"I can't make you understand the shock that came to me when they told me that I would have no baby. The man and the two women had attended to that. My baby was dead. There seemed nothing else to live for.

"One morning when I had nearly recovered, I got out of bed and went to the door. To my dismay I found that it was locked from the outside. The windows were also locked. When the women came a short time later I asked them about it. They merely laughed and gave me no answer.

"It was only a few nights later when I was awakened by the sound of a man's voice. In the darkness I could see him standing beside my bed. I screamed and screamed but no one came. I jumped out of bed and ran to the door. It was securely locked. The man laughed at my efforts to evade him.

"Finally he pressed a button on the wall. Two women, dressed in short costumes that barely reached to the knees, came into the room. The man threw me on a bed and the two women held me.

"After that I was given something to eat. Instantly I seemed bereft of my senses. It was not until a week later that I became normal again. It was during that week that my ruin was forever accomplished. Of what occurred I have but a vague recollection.

"I realized then that I could never return home again. I grew morose and sullen as I thought. Often I tried to force myself to take my own life, but the thoughts of my evil deeds kept me from doing so.

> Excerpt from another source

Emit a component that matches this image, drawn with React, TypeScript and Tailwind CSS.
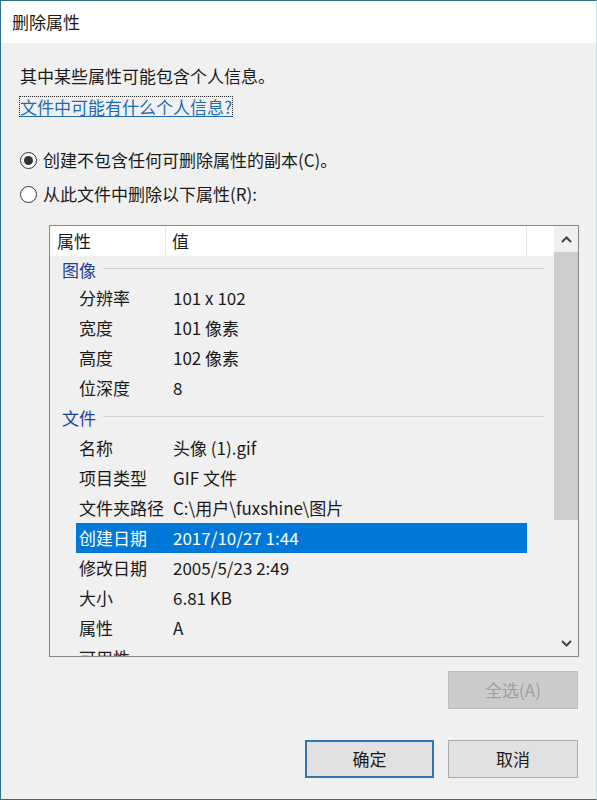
import React from 'react'

const font = { fontFamily: '"Noto Sans CJK SC", "Noto Sans", sans-serif' }

type Row = { label: string; value?: string; group?: boolean; selected?: boolean; h?: string }

const rows: Row[] = [
    { label: '图像', group: true, h: 'h-[27px]' },
    { label: '分辨率', value: '101 x 102' },
    { label: '宽度', value: '101 像素' },
    { label: '高度', value: '102 像素' },
    { label: '位深度', value: '8' },
    { label: '文件', group: true },
    { label: '名称', value: '头像 (1).gif' },
    { label: '项目类型', value: 'GIF 文件' },
    { label: '文件夹路径', value: 'C:\\用户\\fuxshine\\图片' },
    { label: '创建日期', value: '2017/10/27 1:44', selected: true },
    { label: '修改日期', value: '2005/5/23 2:49' },
    { label: '大小', value: '6.81 KB' },
    { label: '属性', value: 'A' },
    { label: '可用性', value: '' },
]

function Radio({ checked, label }: { checked?: boolean; label: string }) {
    return (
        <div className="flex items-center h-[34px]">
            <span className="w-[17px] h-[17px] rounded-full border border-[#333] bg-white flex items-center justify-center">
                {checked && <span className="w-[9px] h-[9px] rounded-full bg-[#333]" />}
            </span>
            <span className="ml-[6px] text-[17px] leading-[34px] text-[#1a1a1a]">{label}</span>
        </div>
    )
}

function PropertyList() {
    return (
        <div className="ml-[29px] w-[530px] h-[432px] border border-[#828790] flex overflow-hidden">
            <div className="flex-1 flex flex-col overflow-hidden">
                {/* 表头 */}
                <div className="h-[30px] shrink-0 bg-white flex text-[17px] leading-[30px] text-[#1a1a1a]">
                    <div className="w-[116px] pl-[7px] border-r border-[#e5e5e5]">属性</div>
                    <div className="w-[361px] pl-[6px] border-r border-[#e5e5e5]">值</div>
                    <div className="flex-1" />
                </div>
                {rows.map((r) =>
                    r.group ? (
                        <div key={r.label} className={`${r.h ?? 'h-[30px]'} shrink-0 flex items-center pl-[12px] pr-[10px]`}>
                            <span className="text-[17px] leading-[20px] text-[#233f94]">{r.label}</span>
                            <span className="flex-1 ml-[7px] h-px bg-[#d2d2d2] -mt-[3px]" />
                        </div>
                    ) : (
                        <div key={r.label} className="h-[30px] shrink-0 pl-[26px]">
                            <div
                                className={`w-[451px] h-[30px] flex text-[17px] leading-[30px] ${
                                    r.selected ? 'bg-[#0078d7] text-white' : 'text-[#1a1a1a]'
                                }`}
                            >
                                <span className="w-[97px] pl-[3px] whitespace-nowrap">{r.label}</span>
                                <span className="whitespace-nowrap">{r.value}</span>
                            </div>
                        </div>
                    )
                )}
            </div>
            {/* 滚动条 */}
            <div className="w-[24px] shrink-0 flex flex-col bg-[#f0f0f0]">
                <div className="h-[26px] shrink-0 flex items-center justify-center">
                    <svg width="11" height="7" viewBox="0 0 11 7">
                        <path d="M1 6 L5.5 1.5 L10 6" fill="none" stroke="#444" strokeWidth="2" />
                    </svg>
                </div>
                <div className="h-[268px] shrink-0 bg-[#cdcdcd]" />
                <div className="flex-1" />
                <div className="h-[26px] shrink-0 flex items-center justify-center">
                    <svg width="11" height="7" viewBox="0 0 11 7">
                        <path d="M1 1 L5.5 5.5 L10 1" fill="none" stroke="#444" strokeWidth="2" />
                    </svg>
                </div>
            </div>
        </div>
    )
}

export default function App() {
    return (
        <div
            className="w-[597px] h-[800px] flex flex-col bg-[#f0f0f0] border-l border-t border-b border-l-[#2f6f88] border-t-[#2f6f88] border-b-[#2f6f88] border-r border-r-[#bfe3ec] overflow-hidden"
            style={font}
        >
            <div className="h-[42px] shrink-0 bg-white flex items-center pl-[11px] text-[17px] text-[#1a1a1a]">
                删除属性
            </div>

            <div className="flex-1 flex flex-col pl-[19px] pr-[18px] pt-[17px]">
                <div className="text-[17px] leading-[31px] text-[#1a1a1a]">其中某些属性可能包含个人信息。</div>
                <div className="h-[31px] flex items-center">
                    <span className="-ml-px inline-block border border-dotted border-[#222] text-[17px] leading-[19px] text-[#1d6bb0] underline underline-offset-2">
                        文件中可能有什么个人信息?
                    </span>
                </div>

                <div className="mt-[21px]">
                    <Radio checked label="创建不包含任何可删除属性的副本(C)。" />
                    <Radio label="从此文件中删除以下属性(R):" />
                </div>

                <div className="mt-[14px]">
                    <PropertyList />
                </div>

                <div className="mt-[14px] flex justify-end">
                    <div className="w-[130px] h-[38px] bg-[#cccccc] border border-[#bfbfbf] flex items-center justify-center text-[17px] text-[#a0a0a0]">
                        全选(A)
                    </div>
                </div>

                <div className="mt-[31px] flex justify-end gap-[14px]">
                    <div className="w-[129px] h-[38px] bg-[#e1e1e1] border-2 border-[#2f76b4] flex items-center justify-center text-[17px] text-[#1a1a1a]">
                        确定
                    </div>
                    <div className="w-[130px] h-[38px] bg-[#e1e1e1] border border-[#adadad] flex items-center justify-center text-[17px] text-[#1a1a1a]">
                        取消
                    </div>
                </div>
            </div>
        </div>
    )
}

"The days that passed were like the fancies of a disordered mind. Gradually the atmosphere, the viciousness of it seeped through me and took the place of the innocence, the wifely feeling, the mother love of which I had been robbed. The process of degradation, of evolution into accepting life in this prison came about swiftly. I found myself accepting this home, this place where I might exist.

"You know the verse:

"'Vice is a monster of so frightful mien
As to be hated needs but to be seen;
Yet seen too oft, familiar with its face,
We first endure, then pity, then embrace.'

"That describes my case. The owners of the place gradually extended my liberties. I remember the first day that came when they said I might go out alone. They would trust me to come back.